The line containing "const ROW = 18.5;" marks the end: extract everything from the first line of the data through that line, exactly, with no pictures.

━━━━

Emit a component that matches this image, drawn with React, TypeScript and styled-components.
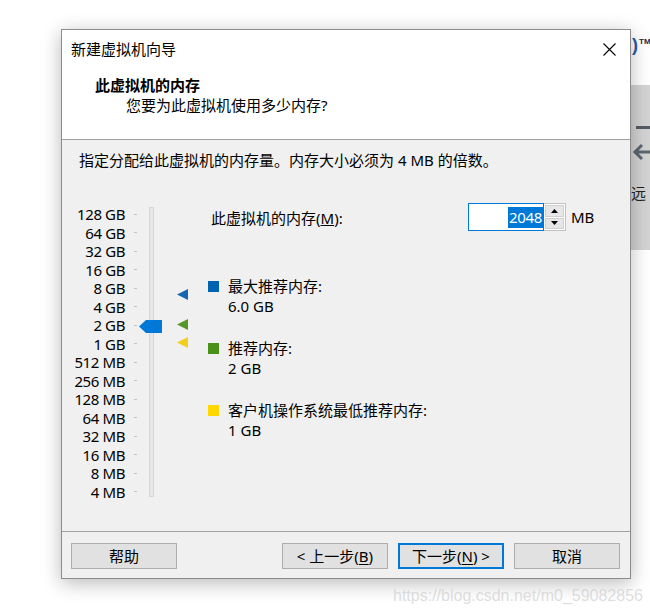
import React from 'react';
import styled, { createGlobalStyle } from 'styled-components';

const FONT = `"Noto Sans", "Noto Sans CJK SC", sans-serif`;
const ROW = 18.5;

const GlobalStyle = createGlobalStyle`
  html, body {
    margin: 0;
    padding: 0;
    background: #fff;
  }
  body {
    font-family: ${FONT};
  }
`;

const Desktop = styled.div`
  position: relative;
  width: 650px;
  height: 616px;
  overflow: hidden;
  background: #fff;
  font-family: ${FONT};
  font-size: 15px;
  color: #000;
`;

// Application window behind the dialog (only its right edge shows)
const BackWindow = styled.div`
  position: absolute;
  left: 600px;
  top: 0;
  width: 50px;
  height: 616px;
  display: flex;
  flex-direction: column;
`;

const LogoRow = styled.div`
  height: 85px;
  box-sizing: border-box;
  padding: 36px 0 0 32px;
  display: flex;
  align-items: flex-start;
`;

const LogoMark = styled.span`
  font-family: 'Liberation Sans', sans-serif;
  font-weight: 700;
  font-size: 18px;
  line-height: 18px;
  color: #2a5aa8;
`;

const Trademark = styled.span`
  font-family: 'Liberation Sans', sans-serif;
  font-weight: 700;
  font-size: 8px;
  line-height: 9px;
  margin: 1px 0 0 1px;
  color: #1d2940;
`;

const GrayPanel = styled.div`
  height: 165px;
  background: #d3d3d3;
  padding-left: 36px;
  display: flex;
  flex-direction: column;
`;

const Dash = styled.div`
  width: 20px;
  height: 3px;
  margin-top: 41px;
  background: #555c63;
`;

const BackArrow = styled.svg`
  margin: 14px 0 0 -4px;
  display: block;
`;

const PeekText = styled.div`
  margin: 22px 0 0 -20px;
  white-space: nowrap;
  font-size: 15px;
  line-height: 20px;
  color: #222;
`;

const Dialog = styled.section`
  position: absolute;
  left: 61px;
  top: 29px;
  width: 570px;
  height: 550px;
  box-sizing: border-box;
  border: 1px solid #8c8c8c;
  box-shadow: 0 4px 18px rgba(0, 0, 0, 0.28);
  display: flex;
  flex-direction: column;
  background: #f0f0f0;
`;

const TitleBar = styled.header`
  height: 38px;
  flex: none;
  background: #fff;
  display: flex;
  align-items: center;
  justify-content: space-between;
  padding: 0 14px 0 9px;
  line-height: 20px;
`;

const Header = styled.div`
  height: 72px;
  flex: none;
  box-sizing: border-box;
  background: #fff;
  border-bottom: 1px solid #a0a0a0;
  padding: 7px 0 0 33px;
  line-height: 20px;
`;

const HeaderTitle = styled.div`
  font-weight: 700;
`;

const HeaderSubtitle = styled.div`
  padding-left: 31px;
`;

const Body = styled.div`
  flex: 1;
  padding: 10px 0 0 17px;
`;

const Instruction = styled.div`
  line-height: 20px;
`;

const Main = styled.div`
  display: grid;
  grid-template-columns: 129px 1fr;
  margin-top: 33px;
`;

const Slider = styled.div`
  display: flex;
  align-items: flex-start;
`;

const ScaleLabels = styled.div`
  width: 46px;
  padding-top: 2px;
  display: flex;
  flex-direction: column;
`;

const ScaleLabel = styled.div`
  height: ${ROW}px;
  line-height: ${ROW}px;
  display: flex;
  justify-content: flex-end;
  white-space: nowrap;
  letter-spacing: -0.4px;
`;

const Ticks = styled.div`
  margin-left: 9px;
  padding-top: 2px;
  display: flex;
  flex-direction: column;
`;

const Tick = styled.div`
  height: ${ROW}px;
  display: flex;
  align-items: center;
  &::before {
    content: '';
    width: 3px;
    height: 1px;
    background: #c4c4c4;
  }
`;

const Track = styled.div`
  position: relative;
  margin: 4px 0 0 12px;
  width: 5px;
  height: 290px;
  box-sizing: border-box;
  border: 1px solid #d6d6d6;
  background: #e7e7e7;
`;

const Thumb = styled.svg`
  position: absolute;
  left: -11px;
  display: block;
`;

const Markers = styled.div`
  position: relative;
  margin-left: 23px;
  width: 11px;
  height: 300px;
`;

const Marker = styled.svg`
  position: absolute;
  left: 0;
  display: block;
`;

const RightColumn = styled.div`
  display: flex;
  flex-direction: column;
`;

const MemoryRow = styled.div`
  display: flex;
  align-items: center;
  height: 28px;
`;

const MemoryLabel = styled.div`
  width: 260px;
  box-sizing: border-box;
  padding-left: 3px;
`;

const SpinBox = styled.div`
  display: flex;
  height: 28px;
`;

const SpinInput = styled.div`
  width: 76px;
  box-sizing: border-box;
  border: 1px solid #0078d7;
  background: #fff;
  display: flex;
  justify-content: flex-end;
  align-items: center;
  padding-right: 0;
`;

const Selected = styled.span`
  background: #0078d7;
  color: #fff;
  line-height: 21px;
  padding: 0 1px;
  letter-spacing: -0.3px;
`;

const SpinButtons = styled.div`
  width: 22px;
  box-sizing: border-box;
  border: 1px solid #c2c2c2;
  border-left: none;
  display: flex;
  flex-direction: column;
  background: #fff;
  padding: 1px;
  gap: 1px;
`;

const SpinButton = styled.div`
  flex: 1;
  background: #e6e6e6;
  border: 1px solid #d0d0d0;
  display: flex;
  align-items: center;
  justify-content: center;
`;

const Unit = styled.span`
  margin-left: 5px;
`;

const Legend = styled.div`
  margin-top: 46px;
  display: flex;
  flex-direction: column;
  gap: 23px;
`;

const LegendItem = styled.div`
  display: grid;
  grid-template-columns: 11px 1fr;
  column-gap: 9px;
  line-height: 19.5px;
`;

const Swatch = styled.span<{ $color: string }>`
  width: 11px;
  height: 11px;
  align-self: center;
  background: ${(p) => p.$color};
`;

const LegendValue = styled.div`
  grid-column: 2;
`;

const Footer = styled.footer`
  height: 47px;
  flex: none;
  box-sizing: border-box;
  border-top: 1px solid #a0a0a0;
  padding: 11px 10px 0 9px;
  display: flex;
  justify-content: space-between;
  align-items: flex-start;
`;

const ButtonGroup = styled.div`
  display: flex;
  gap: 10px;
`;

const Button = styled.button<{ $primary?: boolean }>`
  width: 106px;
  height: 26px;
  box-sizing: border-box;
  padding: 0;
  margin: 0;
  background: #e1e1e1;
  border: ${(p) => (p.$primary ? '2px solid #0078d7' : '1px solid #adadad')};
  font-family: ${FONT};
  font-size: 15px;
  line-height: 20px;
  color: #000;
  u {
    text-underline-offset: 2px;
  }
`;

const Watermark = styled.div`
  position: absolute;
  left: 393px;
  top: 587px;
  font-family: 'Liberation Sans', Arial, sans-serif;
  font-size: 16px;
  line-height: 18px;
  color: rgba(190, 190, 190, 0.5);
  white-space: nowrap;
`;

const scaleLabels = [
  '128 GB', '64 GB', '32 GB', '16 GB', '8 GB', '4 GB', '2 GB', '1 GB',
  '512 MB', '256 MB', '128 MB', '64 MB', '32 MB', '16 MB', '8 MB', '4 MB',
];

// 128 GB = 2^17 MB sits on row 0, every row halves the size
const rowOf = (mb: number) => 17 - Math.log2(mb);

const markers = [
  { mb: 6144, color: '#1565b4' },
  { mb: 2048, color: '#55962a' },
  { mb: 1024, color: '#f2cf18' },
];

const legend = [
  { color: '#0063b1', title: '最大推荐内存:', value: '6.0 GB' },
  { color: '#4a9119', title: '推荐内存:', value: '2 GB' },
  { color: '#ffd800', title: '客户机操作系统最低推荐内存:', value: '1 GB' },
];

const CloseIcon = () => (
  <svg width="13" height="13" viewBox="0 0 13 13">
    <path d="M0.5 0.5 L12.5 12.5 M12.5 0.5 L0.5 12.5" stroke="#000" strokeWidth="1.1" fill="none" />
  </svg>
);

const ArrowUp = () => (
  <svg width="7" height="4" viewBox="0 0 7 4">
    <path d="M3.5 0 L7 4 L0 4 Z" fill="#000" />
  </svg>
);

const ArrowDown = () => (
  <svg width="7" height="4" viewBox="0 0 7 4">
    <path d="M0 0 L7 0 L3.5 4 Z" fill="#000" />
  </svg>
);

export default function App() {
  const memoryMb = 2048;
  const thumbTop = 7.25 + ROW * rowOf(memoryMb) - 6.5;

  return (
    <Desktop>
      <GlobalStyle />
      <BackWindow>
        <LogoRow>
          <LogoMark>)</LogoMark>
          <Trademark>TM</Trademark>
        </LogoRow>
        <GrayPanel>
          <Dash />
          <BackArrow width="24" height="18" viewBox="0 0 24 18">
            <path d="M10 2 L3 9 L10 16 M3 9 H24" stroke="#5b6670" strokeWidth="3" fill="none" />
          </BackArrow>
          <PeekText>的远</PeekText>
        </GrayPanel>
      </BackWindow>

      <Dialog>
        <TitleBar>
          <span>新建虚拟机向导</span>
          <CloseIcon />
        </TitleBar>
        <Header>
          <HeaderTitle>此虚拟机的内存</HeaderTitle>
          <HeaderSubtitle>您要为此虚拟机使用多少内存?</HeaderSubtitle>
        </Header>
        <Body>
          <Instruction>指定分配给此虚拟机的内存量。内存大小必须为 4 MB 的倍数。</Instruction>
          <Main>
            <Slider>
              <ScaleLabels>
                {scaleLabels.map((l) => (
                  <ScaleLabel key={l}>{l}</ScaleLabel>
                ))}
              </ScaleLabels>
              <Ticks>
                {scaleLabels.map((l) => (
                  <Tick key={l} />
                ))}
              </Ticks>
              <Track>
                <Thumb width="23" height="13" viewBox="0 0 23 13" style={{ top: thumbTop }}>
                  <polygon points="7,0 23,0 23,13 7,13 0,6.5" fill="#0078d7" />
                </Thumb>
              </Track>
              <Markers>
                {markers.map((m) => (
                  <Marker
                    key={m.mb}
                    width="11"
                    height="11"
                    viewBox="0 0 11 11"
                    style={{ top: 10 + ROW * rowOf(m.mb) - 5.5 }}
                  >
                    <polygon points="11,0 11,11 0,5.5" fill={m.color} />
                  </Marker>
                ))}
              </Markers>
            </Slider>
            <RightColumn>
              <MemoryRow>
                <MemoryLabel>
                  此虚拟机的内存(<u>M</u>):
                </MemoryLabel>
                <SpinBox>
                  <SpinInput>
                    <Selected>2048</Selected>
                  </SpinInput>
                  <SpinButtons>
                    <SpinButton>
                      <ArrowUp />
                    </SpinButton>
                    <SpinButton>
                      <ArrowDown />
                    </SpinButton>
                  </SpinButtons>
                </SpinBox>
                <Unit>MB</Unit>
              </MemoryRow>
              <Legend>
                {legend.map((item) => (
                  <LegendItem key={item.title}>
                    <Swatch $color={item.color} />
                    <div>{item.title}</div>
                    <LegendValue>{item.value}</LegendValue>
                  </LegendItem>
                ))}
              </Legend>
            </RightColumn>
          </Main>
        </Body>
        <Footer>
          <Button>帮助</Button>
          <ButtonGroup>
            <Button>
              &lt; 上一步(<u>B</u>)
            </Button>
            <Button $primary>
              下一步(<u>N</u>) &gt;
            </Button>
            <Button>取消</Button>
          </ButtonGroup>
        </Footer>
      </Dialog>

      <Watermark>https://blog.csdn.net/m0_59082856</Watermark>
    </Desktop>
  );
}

━━━━

→ **Full response**:
Emit a component that matches this image, drawn with React, TypeScript and styled-components.
import React from 'react';
import styled, { createGlobalStyle } from 'styled-components';

const FONT = `"Noto Sans", "Noto Sans CJK SC", sans-serif`;
const ROW = 18.5;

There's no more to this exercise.